House Prices Globally, Still Have a Long Way To Fall....
House prices are enormously overvalued almost everywhere. As a store of wealth, homes have been a decent place to put your money historically. However, as an investment, they should never be considered as such. Housing here in Hong Kong has been silly for decades. However, prices here have fallen around 30% in some cases, particularly in the very high end. Prices will fall much much more here and probably stay down for a long time.
Looking at the above chart, we can see that in the past 10 years in the US, the price of housing has been in bubble territory. This will definitely return to normal and prices will fall. The big question is what is going to happen to inflation. It seems as if there is very very little risk over the short term that inflation is a problem and there is an actual risk of deflation. Deflation will mean that house prices will fall even more on a nominal basis.
This is why there is a global banking crisis.

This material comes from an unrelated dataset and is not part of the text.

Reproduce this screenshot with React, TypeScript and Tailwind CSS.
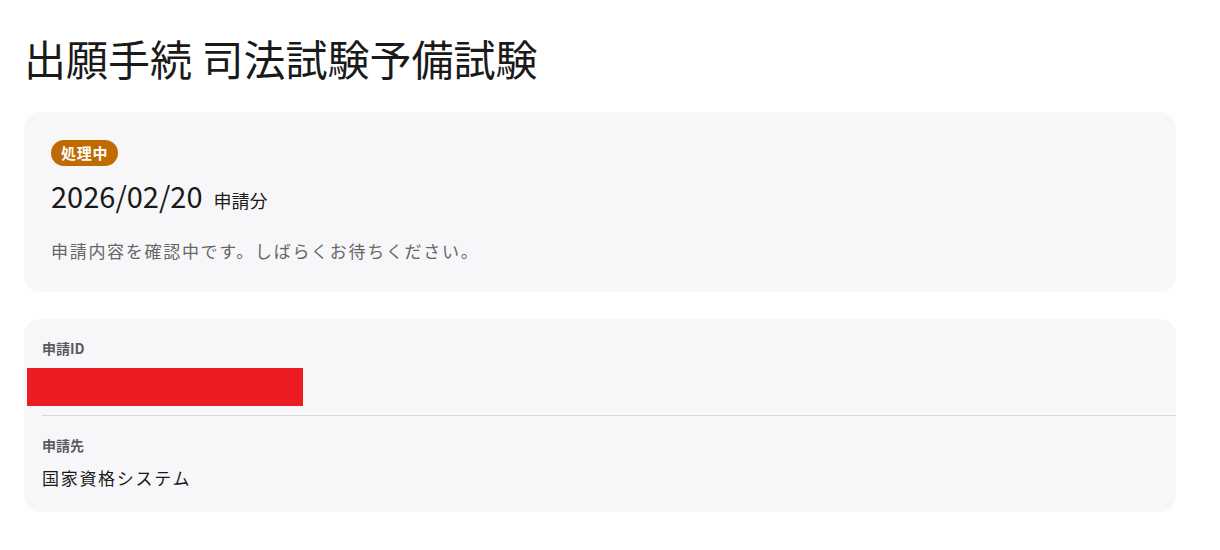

Banks have lent on the asset values associated with real estate and not on the ability of people to earn money to pay those loans.
Additionally, government policy has been phenomenally poor and has been a primary driver of encouraging excessive speculation in housing in the US. First, by subsidizing mortgages through interest deductibility, housing prices rise since it is the after-tax cost that people look at an consider when one looks at affordability. If there was no tax benefit, then prices would not be able to rise as much a they did since people could not afford to buy houses at these higher prices. Prices would then only rise to levels where transaction can actually take place since houses are not transportable and fungible. So poorly considered tax policy encourages higher prices and more debt on household balance sheets. Just plain stupid. Banks will now adjust their models and less debt will be available to borrowers for housing for the short or intermediate term.
Second, and more importantly to creating a speculative housing bubble was the US Government's involvement in encouraging home ownership among poorer American people. From the phony accusations of 'red-lining' of neighborhoods inhabited by black people back in the 1970's to the Community Reinvestment Act of the Clinton administration, poor lending practices in housing was not only encouraged but forced upon the nations' banks. Additionally, Clinton legislation also forced Freddie Mac and Fannie Mae to hold these securities in order to support lending to sub-prime borrowers. During the 1990's, when banks were consolidating, these institutions were forced to hold a certain amount of sub-prime loans in order to get Justice Department approval for the mergers. Of course, there was never enough of these sub-prime loans in the system since banks had to hold more capital against these loans. So, Wall Street stepped in to fill the need. As housing prices rose, other people used sub-prime loans to speculate on real estate. Since by definition sub-prime is color-blind, I suspect that a lot of non-minorities used these loans to take risks investing in real estate.
And to be very clear, this whole sub-prime mess was an initiative from Democrats and now I understand why there were so many Democrats and former party officials working in senior positions at major Wall Street firms. I used to see Chuck Schumer hanging around the trading floor at Bear Stearns, that was one of the largest dealers in mortgage related securities.
As long as we have government directing economic activity, in this case housing, we will end up with crises such as this.